Web Scraping: Legal and Ethical Considerations in General and Local Context-A Review


Kazmali A. S., SAYAR A.

6th International Conference on Futuristic Trends in Networks and Computing Technologies, FTNCT 2024, Uttarakhand, India, 23 - 24 December 2024, vol.259, pp.1563-1572, (Full Text) identifier

  • Publication Type: Conference Paper / Full Text
  • Volume: 259
  • Doi Number: 10.1016/j.procs.2025.04.111
  • City: Uttarakhand
  • Country: India
  • Page Numbers: pp.1563-1572
  • Keywords: Etichs, Protection, Web Scraping, Web Scraping Techniques
  • Kocaeli University Affiliated: Yes

Abstract

In today's fast-paced and competitive environment, there is an increasing need for data in a wide variety of different fields such as the finance industry, the manufacturing industry, the artificial intelligence industry, and academic studies. Data can be accessed from a wide variety of databases, whether printed or virtual. Data can be accessed easily and quickly from online sources. Web scraping has become an important tool in the field of data collection in the operation of online sources.
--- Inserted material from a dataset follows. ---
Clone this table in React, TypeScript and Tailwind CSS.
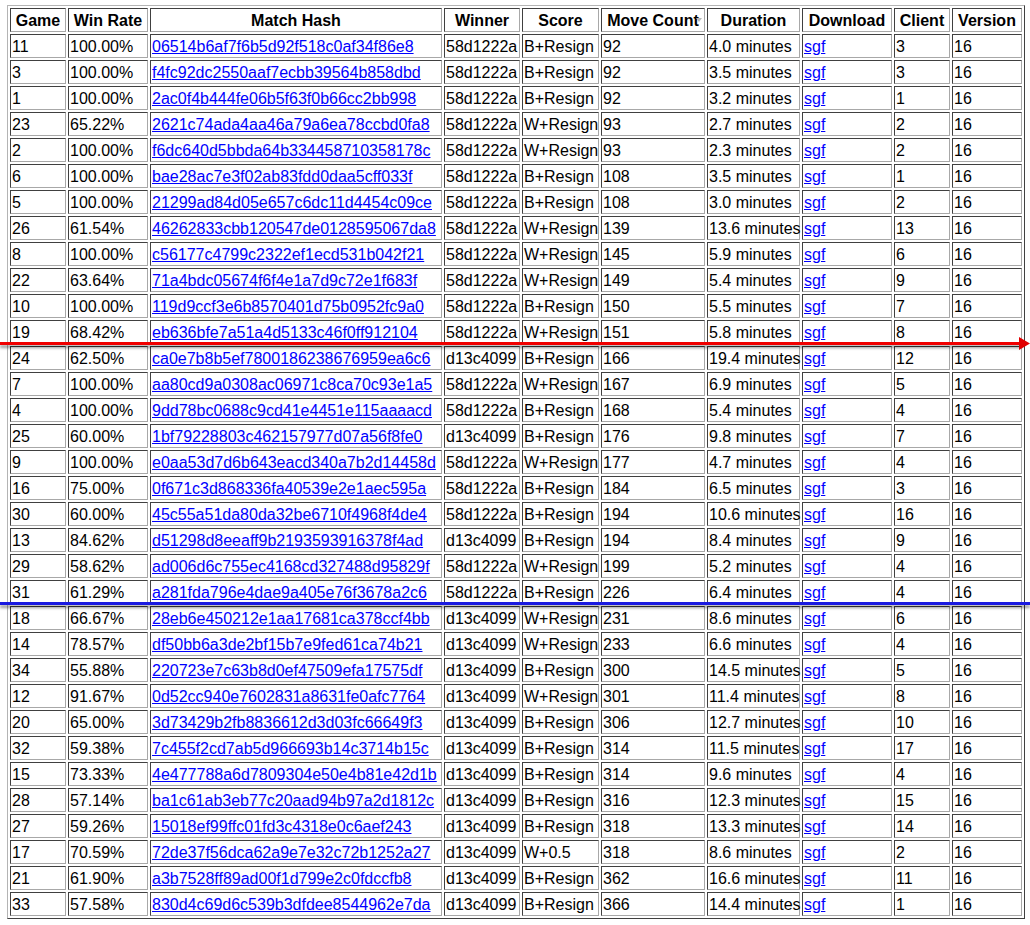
import * as React from 'react';

type Match = [string, string, string, string, string, string, string, string];

const rows: Match[] = [
    ['11', '100.00%', '06514b6af7f6b5d92f518c0af34f86e8', '58d1222a', 'B+Resign', '92', '4.0', '3'],
    ['3', '100.00%', 'f4fc92dc2550aaf7ecbb39564b858dbd', '58d1222a', 'B+Resign', '92', '3.5', '3'],
    ['1', '100.00%', '2ac0f4b444fe06b5f63f0b66cc2bb998', '58d1222a', 'B+Resign', '92', '3.2', '1'],
    ['23', '65.22%', '2621c74ada4aa46a79a6ea78ccbd0fa8', '58d1222a', 'W+Resign', '93', '2.7', '2'],
    ['2', '100.00%', 'f6dc640d5bbda64b334458710358178c', '58d1222a', 'W+Resign', '93', '2.3', '2'],
    ['6', '100.00%', 'bae28ac7e3f02ab83fdd0daa5cff033f', '58d1222a', 'B+Resign', '108', '3.5', '1'],
    ['5', '100.00%', '21299ad84d05e657c6dc11d4454c09ce', '58d1222a', 'B+Resign', '108', '3.0', '2'],
    ['26', '61.54%', '46262833cbb120547de0128595067da8', '58d1222a', 'W+Resign', '139', '13.6', '13'],
    ['8', '100.00%', 'c56177c4799c2322ef1ecd531b042f21', '58d1222a', 'W+Resign', '145', '5.9', '6'],
    ['22', '63.64%', '71a4bdc05674f6f4e1a7d9c72e1f683f', '58d1222a', 'W+Resign', '149', '5.4', '9'],
    ['10', '100.00%', '119d9ccf3e6b8570401d75b0952fc9a0', '58d1222a', 'B+Resign', '150', '5.5', '7'],
    ['19', '68.42%', 'eb636bfe7a51a4d5133c46f0ff912104', '58d1222a', 'W+Resign', '151', '5.8', '8'],
    ['24', '62.50%', 'ca0e7b8b5ef7800186238676959ea6c6', 'd13c4099', 'B+Resign', '166', '19.4', '12'],
    ['7', '100.00%', 'aa80cd9a0308ac06971c8ca70c93e1a5', '58d1222a', 'W+Resign', '167', '6.9', '5'],
    ['4', '100.00%', '9dd78bc0688c9cd41e4451e115aaaacd', '58d1222a', 'B+Resign', '168', '5.4', '4'],
    ['25', '60.00%', '1bf79228803c462157977d07a56f8fe0', 'd13c4099', 'B+Resign', '176', '9.8', '7'],
    ['9', '100.00%', 'e0aa53d7d6b643eacd340a7b2d14458d', '58d1222a', 'W+Resign', '177', '4.7', '4'],
    ['16', '75.00%', '0f671c3d868336fa40539e2e1aec595a', '58d1222a', 'B+Resign', '184', '6.5', '3'],
    ['30', '60.00%', '45c55a51da80da32be6710f4968f4de4', '58d1222a', 'B+Resign', '194', '10.6', '16'],
    ['13', '84.62%', 'd51298d8eeaff9b2193593916378f4ad', 'd13c4099', 'B+Resign', '194', '8.4', '9'],
    ['29', '58.62%', 'ad006d6c755ec4168cd327488d95829f', '58d1222a', 'W+Resign', '199', '5.2', '4'],
    ['31', '61.29%', 'a281fda796e4dae9a405e76f3678a2c6', '58d1222a', 'B+Resign', '226', '6.4', '4'],
    ['18', '66.67%', '28eb6e450212e1aa17681ca378ccf4bb', 'd13c4099', 'W+Resign', '231', '8.6', '6'],
    ['14', '78.57%', 'df50bb6a3de2bf15b7e9fed61ca74b21', 'd13c4099', 'W+Resign', '233', '6.6', '4'],
    ['34', '55.88%', '220723e7c63b8d0ef47509efa17575df', 'd13c4099', 'B+Resign', '300', '14.5', '5'],
    ['12', '91.67%', '0d52cc940e7602831a8631fe0afc7764', 'd13c4099', 'W+Resign', '301', '11.4', '8'],
    ['20', '65.00%', '3d73429b2fb8836612d3d03fc66649f3', 'd13c4099', 'B+Resign', '306', '12.7', '10'],
    ['32', '59.38%', '7c455f2cd7ab5d966693b14c3714b15c', 'd13c4099', 'B+Resign', '314', '11.5', '17'],
    ['15', '73.33%', '4e477788a6d7809304e50e4b81e42d1b', 'd13c4099', 'B+Resign', '314', '9.6', '4'],
    ['28', '57.14%', 'ba1c61ab3eb77c20aad94b97a2d1812c', 'd13c4099', 'B+Resign', '316', '12.3', '15'],
    ['27', '59.26%', '15018ef99ffc01fd3c4318e0c6aef243', 'd13c4099', 'B+Resign', '318', '13.3', '14'],
    ['17', '70.59%', '72de37f56dca62a9e7e32c72b1252a27', 'd13c4099', 'W+0.5', '318', '8.6', '2'],
    ['21', '61.90%', 'a3b7528ff89ad00f1d799e2c0fdccfb8', 'd13c4099', 'B+Resign', '362', '16.6', '11'],
    ['33', '57.58%', '830d4c69d6c539b3dfdee8544962e7da', 'd13c4099', 'B+Resign', '366', '14.4', '1'],
];

// inset look of an old-school border=1 table cell
const cell = 'border border-t-[#404040] border-l-[#404040] border-b-[#a8a8a8] border-r-[#a8a8a8] px-[1px] pt-[2px] pb-0 leading-[20px] whitespace-nowrap overflow-visible';

const headers: { label: string; w: string }[] = [
    { label: 'Game', w: 'w-[56px]' },
    { label: 'Win Rate', w: 'w-[80px]' },
    { label: 'Match Hash', w: 'w-[292px]' },
    { label: 'Winner', w: 'w-[76px]' },
    { label: 'Score', w: 'w-[77px]' },
    { label: 'Move Count', w: 'w-[104px]' },
    { label: 'Duration', w: 'w-[93px]' },
    { label: 'Download', w: 'w-[90px]' },
    { label: 'Client', w: 'w-[56px]' },
    { label: 'Version', w: 'w-[70px]' },
];

export default function App() {
    return (
        <div className="relative w-[1030px] min-h-[925px] bg-white pt-[5px] pl-[7px] text-black text-[16px] font-['Liberation_Sans',Arial,sans-serif]">
            <table className="table-fixed border-separate border-spacing-[2px] w-[1018px] border border-t-[#b4b4b4] border-l-[#b4b4b4] border-b-[#404040] border-r-[#404040]">
                <thead>
                    <tr>
                        {headers.map(h => (
                            <th key={h.label} className={`${cell} ${h.w} relative font-bold text-center`}>
                                {h.label}
                                {h.label === 'Move Count' && (
                                    <span className="absolute right-[2px] top-[9px] w-0 h-0 border-l-[3px] border-r-[3px] border-t-[4px] border-l-transparent border-r-transparent border-t-[#b8b8b8]" />
                                )}
                            </th>
                        ))}
                    </tr>
                </thead>
                <tbody>
                    {rows.map(r => (
                        <tr key={r[0]}>
                            <td className={cell}>{r[0]}</td>
                            <td className={cell}>{r[1]}</td>
                            <td className={cell}><a href="#" className="text-[#0000ff] underline">{r[2]}</a></td>
                            <td className={cell}>{r[3]}</td>
                            <td className={cell}>{r[4]}</td>
                            <td className={cell}>{r[5]}</td>
                            <td className={cell}>{r[6]} minutes</td>
                            <td className={cell}><a href="#" className="text-[#0000ff] underline">sgf</a></td>
                            <td className={cell}>{r[7]}</td>
                            <td className={cell}>16</td>
                        </tr>
                    ))}
                </tbody>
            </table>

            {/* annotation lines drawn over the table */}
            <div className="absolute left-0 top-[342px] w-[1022px] h-[3px] bg-[#f00000] shadow-[0_3px_3px_rgba(0,0,0,0.4)]" />
            <svg className="absolute left-[1019px] top-[337px]" width="11" height="13" viewBox="0 0 11 13">
                <polygon points="0,0 11,6.5 0,13" fill="#e00000" />
            </svg>
            <div className="absolute left-0 top-[602px] w-[1030px] h-[3px] bg-[#1a1ae0] shadow-[0_3px_3px_rgba(0,0,0,0.4)]" />
        </div>
    );
}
Data can be automatically collected from online sources in HyperText Markup Language (HTML), Extensible Markup Language (XML), JavaScript Object Notation (JSON) format with tools coded for web scraping. In order for this study to be a guide for web scraping tool developers, web scraping techniques such as Human Copy Paste, HTML Parsing, API Scraping, XPath have been tried to be explained to developers. On the other hand, Load Balancing, Rate Limiting, IP Blocking, CAPTCHA systems can be used to prevent the negative effects of web scraping on running systems. Data scraping can result in legal or ethical violations of data collected from online sources. Because, it may cause situations such as extraction of personal data, data theft, violation of system policies, blocking of running services, access problems for users. In this research study, the methods of web scraping, methods of preventing scraping, ethical and legal consequences will be discussed as a global and local comparative study and it is aimed to create a guide for web scraper developers in order for researchers, companies and organizations that try to collect data using web scraping to pay attention in ethical and legal terms.